Cicero regarded Julius Caesar as a second Hannibal, but though the dictator manipulated and bullied him as a politician, he held Cicero in the highest esteem as an author. He once wrote of him that he was “winner of a greater laurel wreath than any gained by a triumph, insomuch as it is greater to have advanced the frontiers of Roman genius than those of the Roman empire.”
Praise from one’s worst enemy is the most annoying, but also the most credible, of compliments.
SO THE LONG, slow collapse of the Roman Republic had one positive consequence. The uncertainties of the age impelled men like Cicero and Varro to inquire into their collective past—to find an explanation for the crisis and, as a kind of antidote, to reveal the basis of their country’s vanishing greatness.
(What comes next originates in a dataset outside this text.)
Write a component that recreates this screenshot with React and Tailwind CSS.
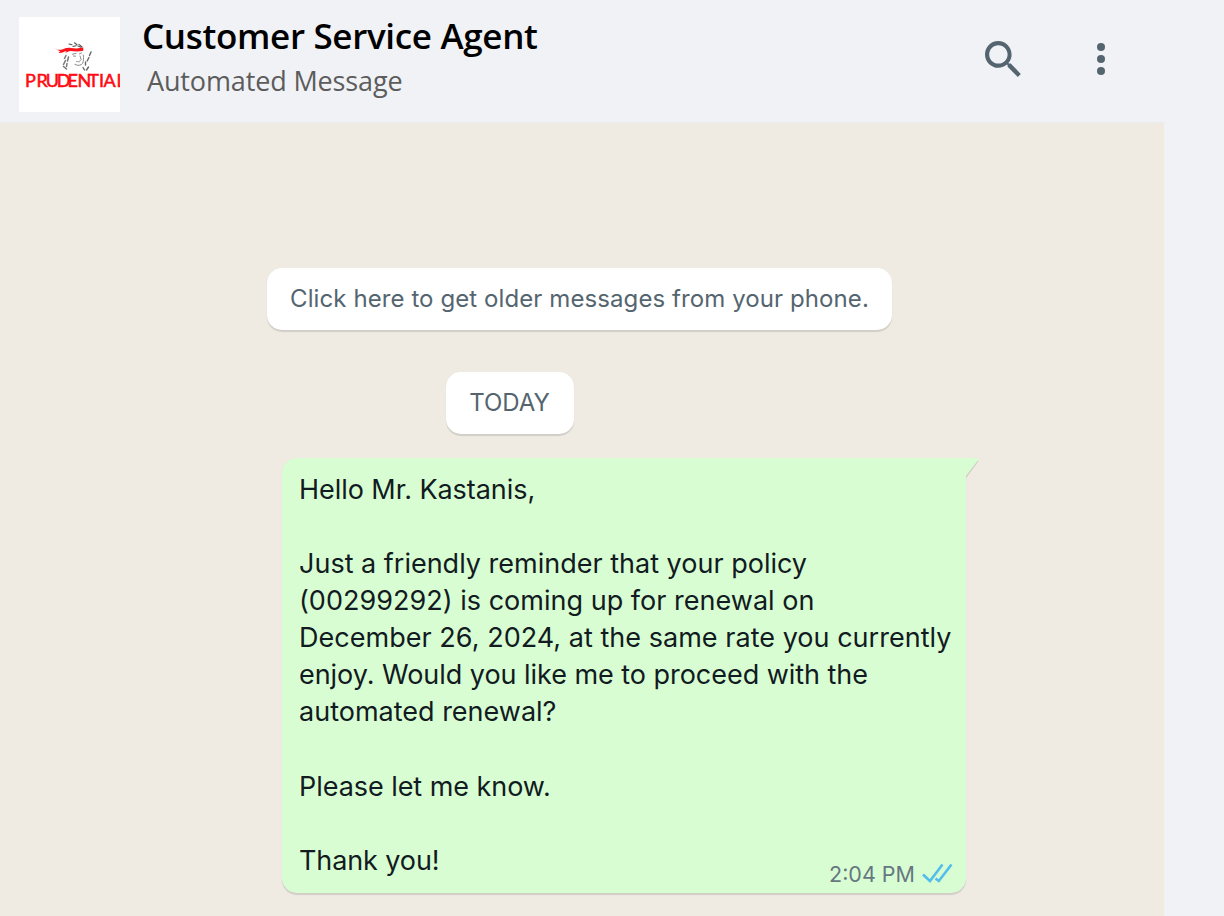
function Logo() {
  return (
    <svg className="h-[95px] w-[101px] shrink-0 bg-white" viewBox="0 0 101 95" aria-hidden="true">
      <g fill="none" strokeLinecap="round">
        <path d="M50 27l3 .8M54 29.500l3-.8M55.500 25.800l2.500 2M59 29l3 1.200M60 27.300l3 2.500" strokeWidth="1.100" stroke="#555" />
        <path d="M47 38.500l-1.500 3M49.500 40l-1 4M46.500 43.500l-2 4M44.500 49.500l3 2.500M48 46.500l-.5 3" strokeWidth="1.500" stroke="#777" />
        <path d="M53.500 37.200l3.500-.8M54.500 39l2 .2M60.500 36.800l2-.8M61 39l1.200 3.500-1.500 1.500M56 47.500c3 1.500 6 1 7.500-1 1-2 1.300-5 .8-8.500" strokeWidth="1" stroke="#8a8a8a" />
        <path d="M57.500 44.500l3 .3" strokeWidth=".9" stroke="#999" />
        <path d="M72 35l-1.500 3.500M70 40.500l-1.800 3.500M66.500 45v3M64 50.500l1.500 2.500M69.500 50l-2 3" strokeWidth="1.400" stroke="#666" />
      </g>
      <path d="M36 31.800c3 .6 4.500 1.500 7 .8 3-1.200 5-2.300 9-1.600 4 .6 8 .6 12.300-.4v3.200c-5 1.200-9 .6-13 .3-2 0-2.500 1.400-5 1.600l1.200-1.700c-3 .3-4 2.500-8 2l2-1.800-3-.2 2-.8z" fill="#fb141a" />
      <text x="6 17.500 26.800 37.800 48.500 58.600 69.300 80.100 84.500 97.500" y="69.900" fill="#ff0a12" stroke="#ff0a12" strokeWidth=".55" fontFamily="Lato, sans-serif" fontSize="18" fontWeight="400">PRUDENTIAL</text>
    </svg>
  );
}

const lines = [
  ["Hello Mr. Kastanis,", "tracking-[-0.05px]"],
  ["", ""],
  ["Just a friendly reminder that your policy", "tracking-normal"],
  ["(00299292) is coming up for renewal on", "tracking-[0.02px]"],
  ["December 26, 2024, at the same rate you currently", "tracking-[0.03px]"],
  ["enjoy. Would you like me to proceed with the", "tracking-[-0.04px]"],
  ["automated renewal?", "tracking-normal"],
  ["", ""],
  ["Please let me know.", "tracking-[-0.05px]"],
  ["", ""],
  ["Thank you!", "tracking-[-0.1px]"],
];

export default function App() {
  return (
    <div className="flex h-[916px] w-[1224px] flex-col overflow-hidden bg-[#f0f2f6] font-['Inter',sans-serif]">
      <header className="flex h-[123px] w-[1164px] shrink-0 items-start border-b border-[#e9edf0] pl-[19px] pt-[17px]">
        <Logo />
        <div className="-mt-px ml-[22px] flex flex-col whitespace-nowrap font-['Open_Sans',sans-serif]">
          <h1 className="text-[35px] leading-[40px] font-semibold tracking-[-0.33px] text-black">Customer Service Agent</h1>
          <p className="mt-[7px] pl-[5px] text-[27px] leading-[36px] tracking-[-0.14px] text-[#5c5c5c]">Automated Message</p>
        </div>
        <div className="mr-[57px] ml-auto flex items-center pt-[18px]">
          <button aria-label="Search" className="mr-[68px]">
            <svg className="block h-[48px] w-[48px]" viewBox="0 0 24 24" fill="#54656f">
              <path d="M15.900 14.300H15l-.3-.3c1-1.100 1.600-2.700 1.600-4.300 0-3.700-3-6.700-6.700-6.700S3 6 3 9.700s3 6.700 6.700 6.700c1.600 0 3.200-.6 4.300-1.600l.3.3v.8l5.100 5.100 1.500-1.500-5-5.200zm-6.200 0c-2.600 0-4.600-2.100-4.600-4.600s2.100-4.600 4.600-4.600 4.600 2.100 4.600 4.600-2 4.600-4.600 4.600z" />
            </svg>
          </button>
          <button aria-label="Menu" className="flex w-[12px] flex-col items-center gap-[4px]">
            <i className="size-[8px] rounded-full bg-[#54656f]" />
            <i className="size-[8px] rounded-full bg-[#54656f]" />
            <i className="size-[8px] rounded-full bg-[#54656f]" />
          </button>
        </div>
      </header>
      <main className="flex w-[1164px] flex-1 flex-col items-start border-r-4 border-[#f0eae1] bg-[#efeae2] pt-[145px]">
        <button className="ml-[267px] flex h-[62px] w-[625px] items-center justify-center rounded-[15px] bg-white text-[24px] tracking-[0.09px] whitespace-nowrap text-[#54656f] shadow-[0_1.5px_1px_rgba(11,20,26,0.13)]">
          Click here to get older messages from your phone.
        </button>
        <div className="mt-[42px] ml-[446px] flex h-[62px] w-[128px] items-center justify-center rounded-[15px] bg-white pr-[1px] text-[24px] text-[#54656f] shadow-[0_1.5px_1px_rgba(11,20,26,0.13)]">
          TODAY
        </div>
        <section className="relative mt-[24px] ml-[282px] h-[435px] w-[684px] rounded-[15px] rounded-tr-none bg-[#d9fdd3] pt-[13px] pl-[17px] shadow-[0_1.5px_1px_rgba(11,20,26,0.13)]">
          <svg className="absolute top-0 left-[684px] h-[22px] w-[14px]" viewBox="0 0 14 22" aria-hidden="true">
            <path d="M0 2h11q2 1 .5 2.500L0 20z" fill="#0b141a" opacity=".15" />
            <path d="M0 0h10.500q3 .8 1 3L0 18z" fill="#d9fdd3" />
          </svg>
          {lines.map(([line, tracking], i) => (
            <p key={i} className={"h-[37.08px] text-[27px] leading-[37px] whitespace-nowrap text-[#111b21] " + tracking}>{line}</p>
          ))}
          <div className="absolute right-[13px] bottom-[6px] flex items-center text-[21.5px] leading-[26px] text-[#667781]">
            <span className="whitespace-nowrap">2:04 PM</span>
            <svg className="ml-[7px] h-[22px] w-[31px]" viewBox="0 0 31 22" fill="none" stroke="#53bdeb" strokeWidth="2.6">
              <path d="M1 11.500l7 6.500L20.500 1.500" />
              <path d="M13.500 15.500l3.300 2.500L29.500 1.500" />
            </svg>
          </div>
        </section>
      </main>
    </div>
  );
}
They evoked an idea of Rome that still lives and breathes two thousand years later.
But what was gone was gone, and they knew that. Cicero wrote the epitaph:
The Republic, when it was handed down to us, was like a beautiful painting, whose colors were already fading with age. Our own time has not only neglected to freshen it by renewing its original colors, but has not even gone to the trouble of preserving its design and portrayal of figures.
Photo Insert
If ancient Rome were to have a logo, it would be this bronze wolf, ferocious and tender, that suckled the babies Romulus and Remus, who as young men went on to found the city of Rome. The wolf is traditionally believed to be of Etruscan make, dating from the fifth century (although some scholars argue that it is medieval). The infants were added by the Renaissance artist Antonio Pollaiuolo. Capitoline Museums, Rome
There are no original images of Rome’s early history. The French revolutionary painter Jacques-Louis David admired the legendary stories of austere patriotism and created his own versions, which are close in spirit to a Republican Roman’s worldview.
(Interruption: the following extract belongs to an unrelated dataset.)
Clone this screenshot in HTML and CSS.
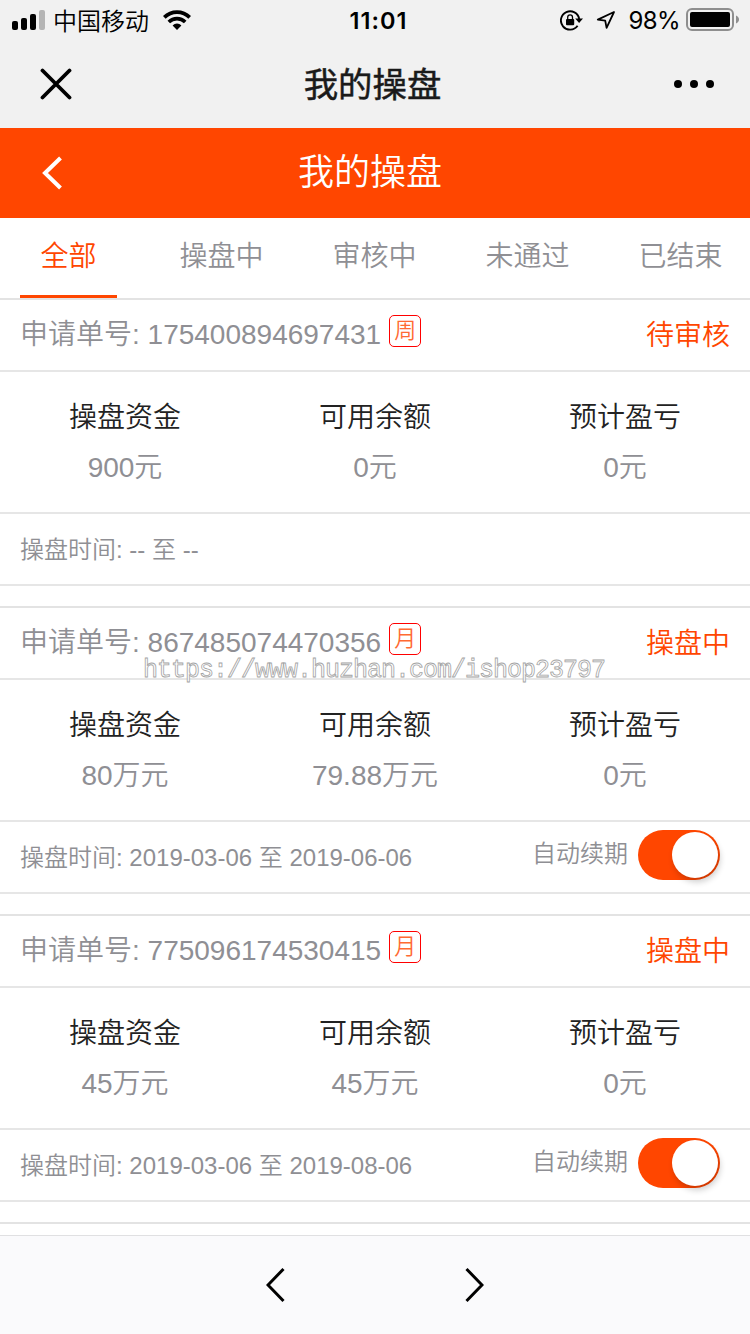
FILE: index.html
```html
<!DOCTYPE html>
<html lang="zh-CN">
<head>
    <meta charset="UTF-8">
    <meta name="viewport" content="width=device-width, initial-scale=1.0">
    <title>我的操盘</title>
    <link rel="stylesheet" href="styles.css">
</head>
<body>
    <div class="status-bar">
        <div class="status-left">
            <svg class="signal" width="34" height="20" viewBox="0 0 34 20">
                <rect x="0" y="11" width="6" height="9" rx="2"/>
                <rect x="9" y="8" width="6" height="12" rx="2"/>
                <rect x="18" y="4" width="6" height="16" rx="2"/>
                <rect x="27" y="0" width="6" height="20" rx="2" fill="#b4b4b4"/>
            </svg>
            <span class="carrier">中国移动</span>
            <svg class="wifi" width="28" height="20" viewBox="0 0 28 20">
                <path d="M1.3 7.3a18 18 0 0 1 25.4 0" fill="none" stroke="#000" stroke-width="3.8"/>
                <path d="M5.8 12a11.6 11.6 0 0 1 16.4 0" fill="none" stroke="#000" stroke-width="3.6"/>
                <path d="M14 20l-4.4-4.6a6.3 6.3 0 0 1 8.8 0z"/>
            </svg>
        </div>
        <span class="clock">11:01</span>
        <div class="status-right">
            <svg class="lock" width="23" height="21" viewBox="0 0 23 21">
                <path d="M17.6 15.8A9.2 9.2 0 1 1 19.2 9" fill="none" stroke="#000" stroke-width="1.9"/>
                <path d="M15.2 8.6H23L19.1 13z"/>
                <rect x="6" y="9" width="8.2" height="6.2" rx="1"/>
                <path d="M7.7 9.5V7.2a2.4 2.4 0 0 1 4.8 0v2.3" fill="none" stroke="#000" stroke-width="1.3"/>
            </svg>
            <svg class="arrow" width="20" height="20" viewBox="0 0 20 20">
                <path d="M18 2L1.8 9.6L9.2 10.6L10.6 17.8z" fill="none" stroke="#000" stroke-width="1.8" stroke-linejoin="round"/>
            </svg>
            <span class="percent">98%</span>
            <svg class="battery" width="54" height="24" viewBox="0 0 54 24">
                <rect x="1" y="1" width="46" height="21" rx="5" fill="none" stroke="#8e8e8e" stroke-width="2"/>
                <rect x="4" y="4" width="40" height="15" rx="2"/>
                <path d="M50 7.5c4 1.4 4 6.6 0 8z" fill="#8e8e8e"/>
            </svg>
        </div>
    </div>

    <div class="nav-bar">
        <svg width="32" height="32" viewBox="0 0 32 32">
            <path d="M2.5 2.5L29.5 29.5M29.5 2.5L2.5 29.5" fill="none" stroke="#000" stroke-width="3.8" stroke-linecap="round"/>
        </svg>
        <span class="nav-title">我的操盘</span>
        <svg width="42" height="10" viewBox="0 0 42 10">
            <circle cx="5" cy="5" r="4"/>
            <circle cx="21" cy="5" r="4"/>
            <circle cx="37" cy="5" r="4"/>
        </svg>
    </div>

    <header class="header">
        <svg class="back" width="20" height="34" viewBox="0 0 20 34">
            <path d="M18.5 2L3 17L18.5 32" fill="none" stroke="#fff" stroke-width="4"/>
        </svg>
        <h1>我的操盘</h1>
    </header>

    <nav class="tabs">
        <a class="tab active">全部</a>
        <a class="tab">操盘中</a>
        <a class="tab">审核中</a>
        <a class="tab">未通过</a>
        <a class="tab">已结束</a>
    </nav>

    <main class="list">
        <section class="card">
            <div class="card-head">
                <span class="order">申请单号: 175400894697431</span>
                <span class="badge">周</span>
                <span class="state">待审核</span>
            </div>
            <div class="card-body">
                <div class="item"><p class="label">操盘资金</p><p class="value">900元</p></div>
                <div class="item"><p class="label">可用余额</p><p class="value">0元</p></div>
                <div class="item"><p class="label">预计盈亏</p><p class="value">0元</p></div>
            </div>
            <div class="card-foot">
                <span class="date">操盘时间: -- 至 --</span>
            </div>
        </section>

        <section class="card">
            <div class="card-head">
                <span class="order">申请单号: 867485074470356</span>
                <span class="badge">月</span>
                <span class="state">操盘中</span>
                <span class="watermark">https://www.huzhan.com/ishop23797</span>
            </div>
            <div class="card-body">
                <div class="item"><p class="label">操盘资金</p><p class="value">80万元</p></div>
                <div class="item"><p class="label">可用余额</p><p class="value">79.88万元</p></div>
                <div class="item"><p class="label">预计盈亏</p><p class="value">0元</p></div>
            </div>
            <div class="card-foot">
                <span class="date">操盘时间: 2019-03-06 至 2019-06-06</span>
                <span class="renew">自动续期</span>
                <span class="switch"><i class="knob"></i></span>
            </div>
        </section>

        <section class="card">
            <div class="card-head">
                <span class="order">申请单号: 775096174530415</span>
                <span class="badge">月</span>
                <span class="state">操盘中</span>
            </div>
            <div class="card-body">
                <div class="item"><p class="label">操盘资金</p><p class="value">45万元</p></div>
                <div class="item"><p class="label">可用余额</p><p class="value">45万元</p></div>
                <div class="item"><p class="label">预计盈亏</p><p class="value">0元</p></div>
            </div>
            <div class="card-foot">
                <span class="date">操盘时间: 2019-03-06 至 2019-08-06</span>
                <span class="renew">自动续期</span>
                <span class="switch"><i class="knob"></i></span>
            </div>
        </section>

        <section class="card"></section>
    </main>

    <footer class="toolbar">
        <svg width="20" height="36" viewBox="0 0 20 36">
            <path d="M17.5 2L2 18L17.5 34" fill="none" stroke="#000" stroke-width="3"/>
        </svg>
        <svg width="20" height="36" viewBox="0 0 20 36">
            <path d="M2.5 2L18 18L2.5 34" fill="none" stroke="#000" stroke-width="3"/>
        </svg>
    </footer>
</body>
</html>
```

FILE: styles.css
```css
* {
    box-sizing: border-box;
    margin: 0;
    padding: 0;
}
body {
    display: flex;
    flex-direction: column;
    width: 750px;
    height: 1334px;
    overflow: hidden;
    background: #fff;
    font-family: "Liberation Sans", "Noto Sans CJK SC", sans-serif;
    font-size: 28px;
    font-weight: 350;
    color: #8f8f94;
}
svg {
    display: block;
    flex: none;
}

/* system status bar */
.status-bar {
    display: grid;
    grid-template-columns: 1fr auto 1fr;
    align-items: center;
    height: 40px;
    padding: 0 10px 0 12px;
    background: #f1f1f1;
    color: #000;
    font-family: Inter, "Noto Sans CJK SC", sans-serif;
    font-size: 24px;
    font-weight: 400;
    line-height: 30px;
}
.status-left, .status-right {
    display: flex;
    align-items: center;
    height: 40px;
}
.status-right {
    justify-content: flex-end;
}
.carrier {
    margin: 0 14px 0 7px;
    padding-top: 3px;
    font-weight: 350;
}
.clock {
    padding: 2px 0 0 5px;
    font-size: 23.5px;
    font-weight: 600;
    letter-spacing: 1px;
}
.arrow {
    margin: 0 13px 0 13px;
}
.percent {
    padding-top: 2px;
    margin-right: 6px;
    font-size: 24px;
    letter-spacing: -0.6px;
}

/* webview title bar */
.nav-bar {
    display: flex;
    align-items: center;
    justify-content: space-between;
    height: 88px;
    padding: 0 35px 0 40px;
    background: #f1f1f1;
}
.nav-title {
    margin-top: -4px;
    color: #1a1a1a;
    font-size: 34.4px;
    font-weight: 400;
    -webkit-text-stroke: 0.5px #1a1a1a;
}

.header {
    display: flex;
    align-items: center;
    height: 90px;
    padding: 0 42px;
    background: #ff4600;
}
.header h1 {
    flex: 1;
    margin-right: 30px;
    color: #fff;
    font-size: 36px;
    font-weight: 350;
    line-height: 86px;
    text-align: center;
}

.tabs {
    display: flex;
    gap: 56px;
    height: 80px;
    padding-left: 20px;
}
.tab {
    width: 97px;
    line-height: 78px;
    text-align: center;
    white-space: nowrap;
}
.tab.active {
    border-bottom: 3px solid #ff4600;
    color: #ff4600;
}

.list {
    flex: 1;
    overflow: hidden;
}
.card {
    margin-bottom: 20px;
    border-top: 2px solid #e3e3e3;
}
.card-head, .card-foot {
    position: relative;
    display: flex;
    align-items: center;
    height: 72px;
    padding: 0 20px;
    border-bottom: 2px solid #e6e6e6;
}
.order {
    margin-top: -6px;
}
.badge {
    width: 32px;
    height: 32px;
    margin: -8px 0 0 8px;
    border: 1px solid #ff0000;
    border-radius: 5px;
    color: #ff6a33;
    font-size: 22px;
    line-height: 30px;
    text-align: center;
}
.state {
    margin: -4px 0 0 auto;
    color: #ff4600;
}
.card-body {
    display: grid;
    grid-template-columns: repeat(3, 1fr);
    height: 142px;
    padding-top: 21px;
    border-bottom: 2px solid #e6e6e6;
    line-height: 50px;
    text-align: center;
}
.label {
    color: #222;
}
.card-foot {
    padding-right: 30px;
    font-size: 24px;
}
.date {
    margin-top: -4px;
}
.renew {
    margin: -11px 10px 0 auto;
}
.switch {
    display: flex;
    align-items: center;
    justify-content: flex-end;
    width: 82px;
    height: 50px;
    margin-top: -4px;
    padding-right: 2px;
    border-radius: 25px;
    background: #ff4600;
}
.knob {
    width: 46px;
    height: 46px;
    border-radius: 50%;
    background: #fff;
    box-shadow: 2px 4px 6px rgba(0, 0, 0, 0.2);
}
.watermark {
    position: absolute;
    top: 47px;
    left: 143px;
    color: #fff;
    font-family: "Liberation Mono", monospace;
    font-size: 25px;
    letter-spacing: -1px;
    line-height: 32px;
    -webkit-text-stroke: 0.8px #a4a4a4;
}

.toolbar {
    display: flex;
    align-items: center;
    justify-content: center;
    gap: 178px;
    height: 99px;
    border-top: 1px solid #e0e0e2;
    background: #fafafc;
}
```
In his Rape of the Sabine Women, Hersilia, Romulus’s wife and daughter of his enemy Titus Tatius, rushes between the two men and halts a battle in the Forum between Romans and Sabines. She proposes that the Sabine women, whom the Romans have kidnapped, be given the chance to accept their forced marriages. This agreed, the union of the two peoples soon follows. Louvre, Paris
In The Oath of Horatii, three brothers swear, in the presence of their father, to sacrifice their lives, if need be, in Rome’s war with the city of Alba Longa. With their unflinching gaze and taut limbs, they are the embodiment of noble valor. They go on to fight a ritual duel with three Alban counterparts, the brothers Curiatii, whom they kill. The women on the right remind us that one of their sisters is in love with a Curiatius. A brother puts her to death as punishment for her treasonable grief. Louvre, Paris
Hannibal was Rome’s greatest enemy and for a time brought it to its knees. This marble bust is reputed to be of the Carthaginian general and was found at the ancient city of Capua. If genuinely classical, it must surely have been carved after the defeat of his cause at the battle of Zama, for fierceness and focus are softened by melancholy and resignation. Museo Archeologico Nazionale, Naples
It took Rome more than a generation to produce a commander capable of beating Hannibal. The young Scipio Africanus learned from his opponent, and outdid him. This bust of the mature Scipio was discovered in the Villa dei Papyri in Herculaneum. Museo Archeologico Nazionale, Naples (Photo: Massimo Finizio)
Hannibal’s greatest victory was at Cannae, a town near the river Aufidus in Apulia. Eighty thousand Roman soldiers lost their lives. A solitary, commemorative column stands above the flat, dusty plain where the battle was fought. (Photo: Jörg Schulz)
Everywhere they went, Romans built roads. These linked distant settlements to the capital, enabled the legions to march swiftly to trouble spots, and asserted power over the mountainous Italian landscape. In 312 Appius Claudius Caecus built the opening stretch of the Republic’s first major highway, the Via Appia, and parts of it can still be seen to this day.
As the first century got under way, Marius spoke for the People and Sulla for the aristocracy. One after the other, each man hijacked the state and massacred his opponents. During their time, the ruling class lost its tolerance of opposition, without which the finely balanced Roman constitution could not function. Both busts, Munich Glyptothek
In 196 Titus Quinctius Flamininus proclaimed the freedom of the Greeks, a gesture that won him immense popularity. He was the first Roman whose portrait head appeared on a Greek or Macedonian coin, in this case a gold stater in the style of Alexander the Great’s money.